ਦੁਲਭਜਨਮੁ ਪੁੰਨ ਫਲ ਪਾਇਓ ਬਿਰਥਾ ਜਾਤ ਅਬਿਬੇਕੈ ॥ ਰ ੬੫੮
Human birth is achieved with difficulty based on past good deeds; but it is wasted if the sense of discrimination is not exercised (RaviDas, SGGS, p 658).

Guru Nanak advises to use intellect in every sphere of life:

ਅਕਲੀ ਸਾਹਿਬੁ ਸੇਵੀਐਅਕਲੀ ਪਾਈਐ ਮਾਨੁ ॥ ਅਕਲੀ ਪੜ੍ਹ੍ਹਿ ਕੈ ਬੁਝੀਐ ਅਕਲੀ ਕੀਚੈ ਦਾਨੁ ॥
ਨਾਨਕੁ ਆਖੈ ਰਾਹੁ ਏਹੁ ਹੋਰਿ ਗਲਾਂਸੈਤਾਨੁ ॥੧॥ ੧ ੧੨੪੫

We should serve the Lord wisely and receive honor before Him;
wisdom should be used to understand what is read;
charity should be given with discrimination;
this is the way to go otherwise it is following the devil (M: 1, SGGS, p 1245).

A rationalist or an atheist would say that this is what they also emphasize, i.e., reason and discrimination, so where is the need for religion?

Religion teaches the higher things of life; it teaches ethics; it teaches discipline and it teaches compassion.

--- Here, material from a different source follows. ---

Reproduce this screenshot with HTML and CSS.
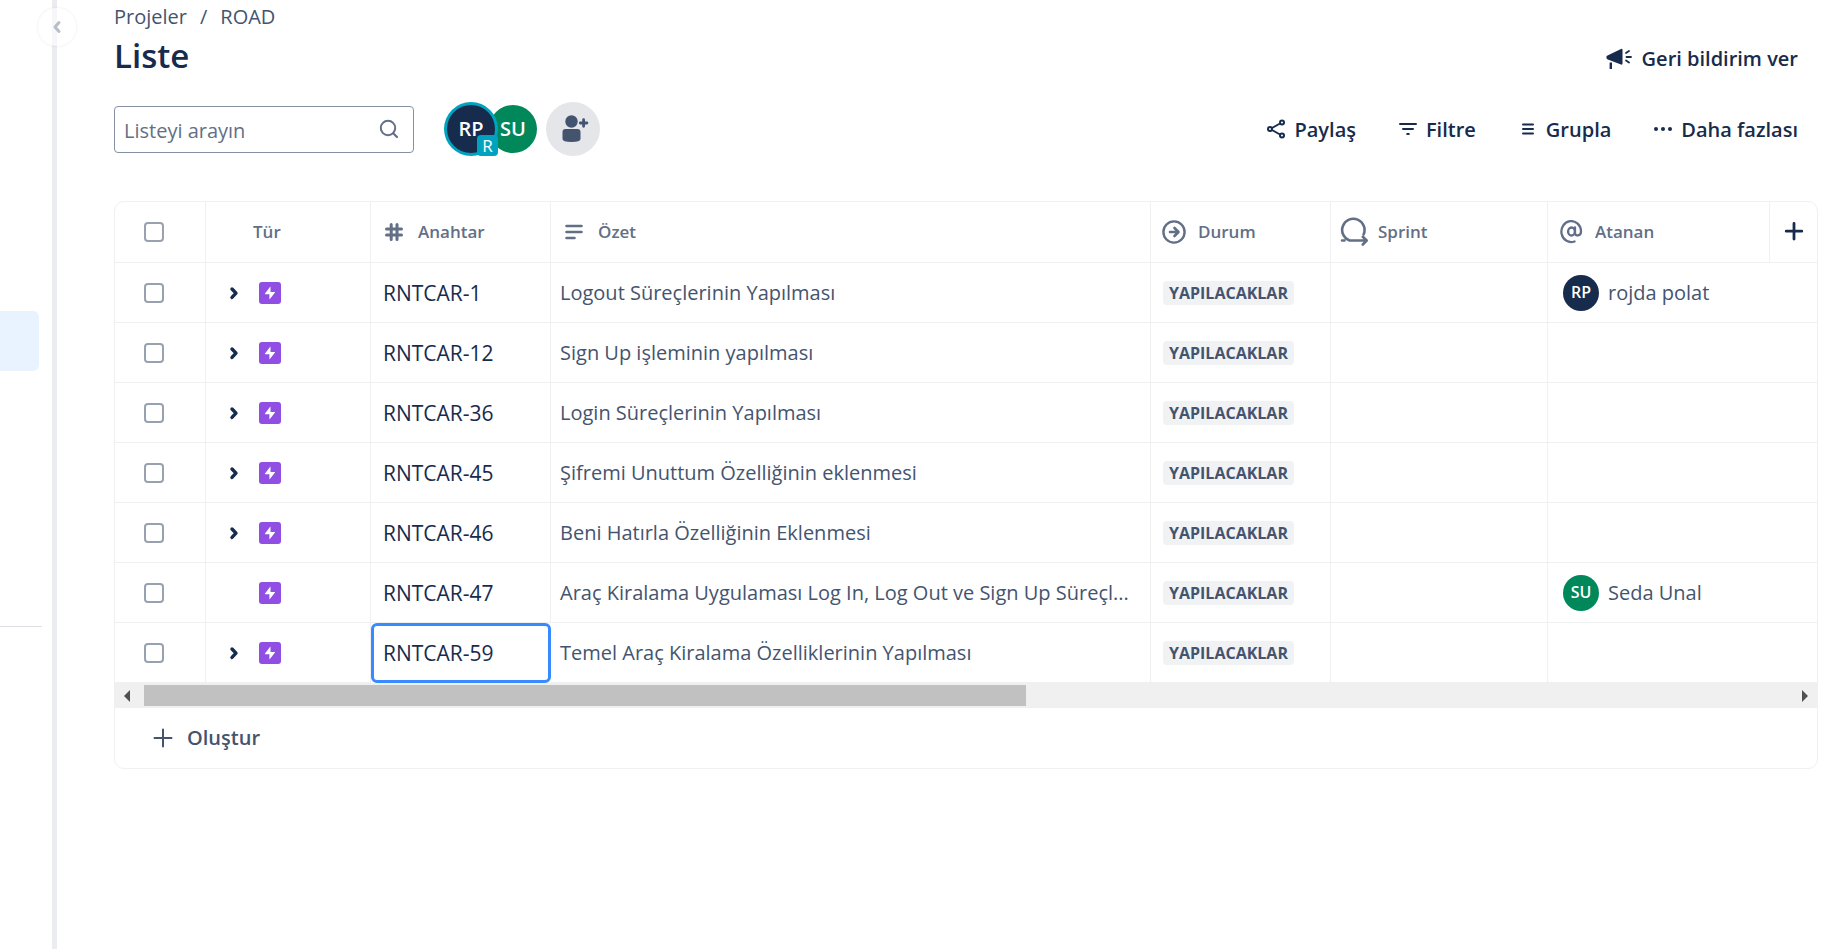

It is the religious scriptures that educate us on the purpose of human birth and the God-to-human and human-to-human relationship. It is also well known that relief efforts in most cases of natural calamities are usually spearheaded by various religious organizations. Religion should not therefore be dispensed with, but rather the essence of religious teachings should be understood, internalized and acted upon.

The moral and ethical values taught by Gurbani may be encapsulated in one simple sentence:

ਸਚਹੁ ਓਰੈ ਸਭੁ ਕੋ ਉਪਰਿ ਸਚੁ  ਆਚਾਰੁ ॥੫॥  ੧ ੬੨
Truth is higher than everything else, but higher still is truthful living (M: 1, SGGS, p 62).

This calls for being true to one's faith, true to oneself, to one's family, the society, the country and in fact, the whole world.

This is faith with a discerning mind, the confluence of faith and reason.